Here’s a more immediately personal post than I often write.
I’ve just lost one of my best friends, and I thought it would be appropriate to share here at Spiritual Friendship the remembrance I wrote of him. It’s been posted over at Books & Culture, and you can read the whole thing there. For now, an excerpt:
When I stepped off the train in Oxford, Chris was standing there in the station waiting for me, his face breaking into its characteristic goofy grin when I landed on the platform, but he didn’t stay still longer than it took to give me a tight hug. He pivoted as soon as he released my shoulders, grabbed one of my bags, and sped toward the rental car. We were already late for the adventure he had planned. We were going to drive from Oxford to the little village of Wolvey in Warwickshire, roughly 115 kilometers away, to look for a tombstone.
When Chris was growing up in Oregon, his family employed an Englishman named William Alcott Bailey as a part time gardener and handyman. Chris learned the value of hard work, he said, from Bailey. He learned how to work with his hands and see a yard project through to its finish, but, even more, he learned how to take ownership and pride in his work. He learned those things, specifically, from Bailey. And now, in between his other responsibilities in the UK, lecturing and researching for a new edition of one of C. S. Lewis’ books, he wanted to go looking for Bailey’s grave, as a way of paying tribute to someone that, in retrospect, he viewed as essential to the arc of his childhood. He knew Bailey had spent his childhood in Wolvey, but that was about it. Whatever leads he had had petered out there. We’d just have to look for the tombstone, assuming that Bailey would have wanted to be buried where he grew up.
I wish I could capture the simultaneity of Chris’ fiercely serious fixation on this task and his boyish, smiling enthusiasm for being on a quest. It wasn’t unusual for him—that combination of zeal and playfulness is what had made me want to be friends with him from the beginning—but it was what made Chris unique. And I wasn’t the only one who loved him for it, but, nonetheless, I treasured the feeling that this particular glimpse into it was mine. This was a special trip for just the two of us, a way for me to learn more about my friend’s upbringing and to delight in what made him happy.
We never found William Alcott Bailey’s grave. We traipsed around the overgrown C of E parish cemetery, uncovering some Baileys that Chris was convinced were his Bailey’s relations, but as far as we could tell, there was no “William Alcott.” Undeterred, we went to the pub anyway to toast him. At the Blue Pig just down the road—I still remember sitting across from Chris at our table by the window, with the glint of summer evening sun caught in our pint glasses—we hoisted our ales “to William Alcott Bailey and his good memory.” Afterwards, we lit pipes and walked the length of the empty fields behind the pub and talked. The conversation was vigorous, spirited, meandering, as it always was with Chris, with both of us talking over each other at various junctures, stalled only by moments of concentration for an occasional relight.
Chris later said that trip to Wolvey cemented our friendship.
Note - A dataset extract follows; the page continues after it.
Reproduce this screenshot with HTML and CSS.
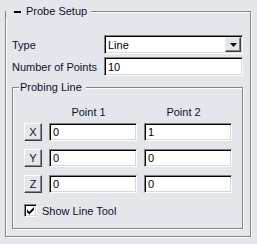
FILE: index.html
```html
<!DOCTYPE html>
<html lang="en">
<head>
    <meta charset="UTF-8">
    <meta name="viewport" content="width=device-width, initial-scale=1.0">
    <title>Probe Setup</title>
    <link rel="stylesheet" href="styles.css">
</head>
<body>
    <fieldset class="panel">
        <legend class="panel-title"><span class="collapse-mark"></span>Probe Setup</legend>

        <div class="field-row">
            <label class="field-label">Type</label>
            <div class="combo">
                <span class="combo-value">Line</span>
                <span class="combo-button">
                    <svg width="7" height="4" viewBox="0 0 7 4"><path d="M0 0H7L3.5 4Z" fill="#000"/></svg>
                </span>
            </div>
        </div>
        <div class="field-row">
            <label class="field-label" for="num-points">Number of Points</label>
            <input class="text-input" id="num-points" type="text" value="10">
        </div>

        <fieldset class="group">
            <legend class="group-title">Probing Line</legend>
            <div class="point-head">
                <span class="col-head">Point 1</span>
                <span class="col-head">Point 2</span>
            </div>
            <div class="point-grid">
                <button class="axis-btn" type="button">X</button>
                <input class="text-input" type="text" value="0">
                <input class="text-input" type="text" value="1">

                <button class="axis-btn" type="button">Y</button>
                <input class="text-input" type="text" value="0">
                <input class="text-input" type="text" value="0">

                <button class="axis-btn" type="button">Z</button>
                <input class="text-input" type="text" value="0">
                <input class="text-input" type="text" value="0">
            </div>
            <label class="check-row">
                <span class="check-box">
                    <svg width="9" height="9" viewBox="0 0 9 9"><path d="M1 3.5L3.3 5.8L8 1.1V3.8L3.3 8.5L1 6.2Z" fill="#000"/></svg>
                </span>
                Show Line Tool
            </label>
        </fieldset>
    </fieldset>
</body>
</html>
```

FILE: styles.css
```css
body {
    margin: 0;
    padding: 0;
    background-color: #e3e6ea;
    font-family: 'Liberation Sans', Arial, sans-serif;
    font-size: 11px;
    color: #10102e;
    width: 257px;
    height: 244px;
    overflow: hidden;
}
/* outer frame */
.panel {
    box-sizing: border-box;
    width: 246px;
    margin: 5px 0 0 5px;
    padding: 17px 7px 7px 6px;
    border: 1px solid #858585;
    box-shadow: inset 1px 1px 0 #fff, 1px 1px 0 #fff;
    min-inline-size: 0;
}
.panel-title {
    height: 13px;
    line-height: 13px;
    margin-left: -6px;
    padding: 0 4px 0 8px;
    background-color: #e3e6ea;
    display: flex;
    align-items: center;
}
.collapse-mark {
    display: inline-block;
    width: 7px;
    height: 2px;
    background-color: #000;
    margin-right: 5px;
}
.field-row {
    display: flex;
    align-items: center;
    height: 19px;
    margin-bottom: 3px;
}
.field-label {
    width: 92px;
    flex: none;
}
/* sunken edit style */
.text-input,
.combo {
    box-sizing: border-box;
    height: 19px;
    border: 1px solid;
    border-color: #808080 #fff #fff #808080;
    box-shadow: inset 1px 1px 0 #000, inset -1px -1px 0 #d8d8d8;
    background-color: #fff;
    font-family: inherit;
    font-size: 11px;
    color: #000;
    padding: 0 2px 0 3px;
    margin: 0;
    outline: none;
}
.field-row .text-input,
.field-row .combo {
    flex: 1;
    min-width: 0;
}
.combo {
    display: flex;
    align-items: center;
    padding: 1px 1px 1px 3px;
}
.combo-value {
    flex: 1;
}
.combo-button {
    box-sizing: border-box;
    width: 16px;
    height: 15px;
    border: 1px solid;
    border-color: #f0f0f0 #404040 #404040 #f0f0f0;
    box-shadow: inset -1px -1px 0 #808080;
    background-color: #e3e6ea;
    display: flex;
    align-items: center;
    justify-content: center;
}
/* inner frame */
.group {
    box-sizing: border-box;
    margin: 5px 0 0 0;
    padding: 12px 10px 11px 11px;
    border: 1px solid #858585;
    box-shadow: inset 1px 1px 0 #fff, 1px 1px 0 #fff;
    min-inline-size: 0;
}
.group-title {
    height: 13px;
    line-height: 13px;
    margin-left: -5px;
    padding: 0 4px 0 1px;
    background-color: #e3e6ea;
}
.point-head {
    display: flex;
    gap: 7px;
    padding-left: 25px;
    margin-bottom: 4px;
    line-height: 13px;
}
.col-head {
    width: 88px;
    text-align: center;
    padding-right: 9px;
    box-sizing: border-box;
}
.point-grid {
    display: grid;
    grid-template-columns: 18px 88px 88px;
    grid-auto-rows: 18px;
    column-gap: 7px;
    row-gap: 8px;
}
.point-grid .text-input {
    height: 18px;
    width: 88px;
}
.axis-btn {
    box-sizing: border-box;
    width: 18px;
    height: 18px;
    padding: 0;
    margin: 0;
    border: 1px solid;
    border-color: #fff #404040 #404040 #fff;
    box-shadow: inset -1px -1px 0 #8a8a8a;
    background-color: #e3e6ea;
    font-family: inherit;
    font-size: 11px;
    color: #10102e;
}
.check-row {
    display: flex;
    align-items: center;
    height: 13px;
    margin-top: 11px;
    gap: 5px;
}
.check-box {
    box-sizing: border-box;
    width: 13px;
    height: 13px;
    border: 1px solid;
    border-color: #808080 #fff #fff #808080;
    box-shadow: inset 1px 1px 0 #000, inset -1px -1px 0 #d8d8d8;
    background-color: #fff;
    display: flex;
    align-items: center;
    justify-content: center;
}
```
I inwardly beamed whenever I heard him tell the story—as I did many times in the intervening years—to others.
Chris was for many years the director of The Marion E. Wade Center at Wheaton College and he was for the past year professor of theology at the Torrey Honors Institute at Biola University. He died last Thursday evening, July 10. He was an exemplary scholar, teacher, mentor, and friend to many. But more than that, he was a Christian who believed in the hope of the resurrection. May he rest in peace and rise in glory.